Give the data below again exactly as it stands. Omit the pictures.

RECORDED DATA >>
>>

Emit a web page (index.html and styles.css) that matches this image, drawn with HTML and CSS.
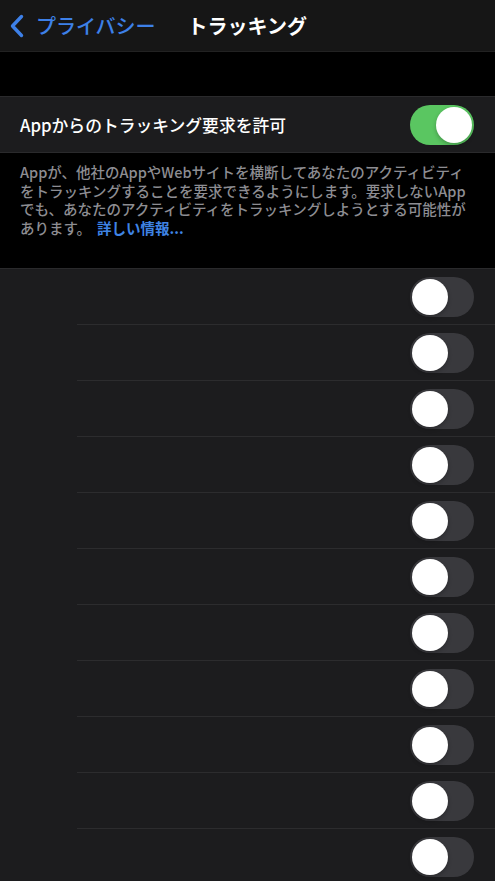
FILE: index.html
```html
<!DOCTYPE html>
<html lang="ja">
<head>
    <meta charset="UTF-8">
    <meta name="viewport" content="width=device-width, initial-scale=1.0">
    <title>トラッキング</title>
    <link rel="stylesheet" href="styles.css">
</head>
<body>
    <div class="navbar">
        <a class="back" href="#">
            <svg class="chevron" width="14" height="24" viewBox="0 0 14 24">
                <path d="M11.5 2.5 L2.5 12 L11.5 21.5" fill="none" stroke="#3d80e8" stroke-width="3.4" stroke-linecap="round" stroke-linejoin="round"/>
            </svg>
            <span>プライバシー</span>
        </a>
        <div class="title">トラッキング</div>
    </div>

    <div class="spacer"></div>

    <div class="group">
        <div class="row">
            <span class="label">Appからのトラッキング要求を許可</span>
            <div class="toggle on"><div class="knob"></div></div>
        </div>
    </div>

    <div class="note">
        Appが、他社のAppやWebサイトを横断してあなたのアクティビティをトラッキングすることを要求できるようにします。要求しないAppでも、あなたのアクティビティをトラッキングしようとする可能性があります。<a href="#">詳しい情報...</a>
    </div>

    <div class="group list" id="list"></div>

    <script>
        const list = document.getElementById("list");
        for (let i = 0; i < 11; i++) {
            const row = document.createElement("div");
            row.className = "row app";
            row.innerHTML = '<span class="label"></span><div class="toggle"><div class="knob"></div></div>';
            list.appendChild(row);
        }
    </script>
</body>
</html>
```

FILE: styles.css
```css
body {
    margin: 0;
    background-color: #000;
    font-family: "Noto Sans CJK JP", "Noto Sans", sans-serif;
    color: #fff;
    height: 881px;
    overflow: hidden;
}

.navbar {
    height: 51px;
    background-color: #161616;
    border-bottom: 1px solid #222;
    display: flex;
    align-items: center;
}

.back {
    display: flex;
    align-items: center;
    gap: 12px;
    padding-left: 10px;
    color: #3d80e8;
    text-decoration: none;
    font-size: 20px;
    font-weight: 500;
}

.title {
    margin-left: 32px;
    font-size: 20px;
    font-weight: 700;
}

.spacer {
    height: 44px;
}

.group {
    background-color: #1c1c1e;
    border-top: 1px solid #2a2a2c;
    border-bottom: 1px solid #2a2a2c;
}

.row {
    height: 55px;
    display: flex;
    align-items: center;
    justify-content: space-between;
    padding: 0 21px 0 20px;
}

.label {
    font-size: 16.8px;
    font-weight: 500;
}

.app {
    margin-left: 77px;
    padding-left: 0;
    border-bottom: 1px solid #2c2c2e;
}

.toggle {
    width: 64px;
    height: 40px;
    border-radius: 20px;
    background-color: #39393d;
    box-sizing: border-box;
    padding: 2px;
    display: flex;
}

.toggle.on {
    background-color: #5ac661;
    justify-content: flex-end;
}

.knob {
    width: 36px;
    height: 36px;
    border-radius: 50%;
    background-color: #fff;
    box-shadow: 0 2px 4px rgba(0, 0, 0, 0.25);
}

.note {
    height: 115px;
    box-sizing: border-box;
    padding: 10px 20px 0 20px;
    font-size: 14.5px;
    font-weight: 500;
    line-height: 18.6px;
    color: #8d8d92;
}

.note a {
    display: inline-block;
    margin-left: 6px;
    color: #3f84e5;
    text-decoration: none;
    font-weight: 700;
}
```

<<

WORKED ANSWER >>
Emit a web page (index.html and styles.css) that matches this image, drawn with HTML and CSS.
FILE: index.html
```html
<!DOCTYPE html>
<html lang="ja">
<head>
    <meta charset="UTF-8">
    <meta name="viewport" content="width=device-width, initial-scale=1.0">
    <title>トラッキング</title>
    <link rel="stylesheet" href="styles.css">
</head>
<body>
    <div class="navbar">
        <a class="back" href="#">
            <svg class="chevron" width="14" height="24" viewBox="0 0 14 24">
                <path d="M11.5 2.5 L2.5 12 L11.5 21.5" fill="none" stroke="#3d80e8" stroke-width="3.4" stroke-linecap="round" stroke-linejoin="round"/>
            </svg>
            <span>プライバシー</span>
        </a>
        <div class="title">トラッキング</div>
    </div>

    <div class="spacer"></div>

    <div class="group">
        <div class="row">
            <span class="label">Appからのトラッキング要求を許可</span>
            <div class="toggle on"><div class="knob"></div></div>
        </div>
    </div>

    <div class="note">
        Appが、他社のAppやWebサイトを横断してあなたのアクティビティをトラッキングすることを要求できるようにします。要求しないAppでも、あなたのアクティビティをトラッキングしようとする可能性があります。<a href="#">詳しい情報...</a>
    </div>

    <div class="group list" id="list"></div>

    <script>
        const list = document.getElementById("list");
        for (let i = 0; i < 11; i++) {
            const row = document.createElement("div");
            row.className = "row app";
            row.innerHTML = '<span class="label"></span><div class="toggle"><div class="knob"></div></div>';
            list.appendChild(row);
        }
    </script>
</body>
</html>
```

FILE: styles.css
```css
body {
    margin: 0;
    background-color: #000;
    font-family: "Noto Sans CJK JP", "Noto Sans", sans-serif;
    color: #fff;
    height: 881px;
    overflow: hidden;
}

.navbar {
    height: 51px;
    background-color: #161616;
    border-bottom: 1px solid #222;
    display: flex;
    align-items: center;
}

.back {
    display: flex;
    align-items: center;
    gap: 12px;
    padding-left: 10px;
    color: #3d80e8;
    text-decoration: none;
    font-size: 20px;
    font-weight: 500;
}

.title {
    margin-left: 32px;
    font-size: 20px;
    font-weight: 700;
}

.spacer {
    height: 44px;
}

.group {
    background-color: #1c1c1e;
    border-top: 1px solid #2a2a2c;
    border-bottom: 1px solid #2a2a2c;
}

.row {
    height: 55px;
    display: flex;
    align-items: center;
    justify-content: space-between;
    padding: 0 21px 0 20px;
}

.label {
    font-size: 16.8px;
    font-weight: 500;
}

.app {
    margin-left: 77px;
    padding-left: 0;
    border-bottom: 1px solid #2c2c2e;
}

.toggle {
    width: 64px;
    height: 40px;
    border-radius: 20px;
    background-color: #39393d;
    box-sizing: border-box;
    padding: 2px;
    display: flex;
}

.toggle.on {
    background-color: #5ac661;
    justify-content: flex-end;
}

.knob {
    width: 36px;
    height: 36px;
    border-radius: 50%;
    background-color: #fff;
    box-shadow: 0 2px 4px rgba(0, 0, 0, 0.25);
}

.note {
    height: 115px;
    box-sizing: border-box;
    padding: 10px 20px 0 20px;
    font-size: 14.5px;
    font-weight: 500;
    line-height: 18.6px;
    color: #8d8d92;
}

.note a {
    display: inline-block;
    margin-left: 6px;
    color: #3f84e5;
    text-decoration: none;
    font-weight: 700;
}
```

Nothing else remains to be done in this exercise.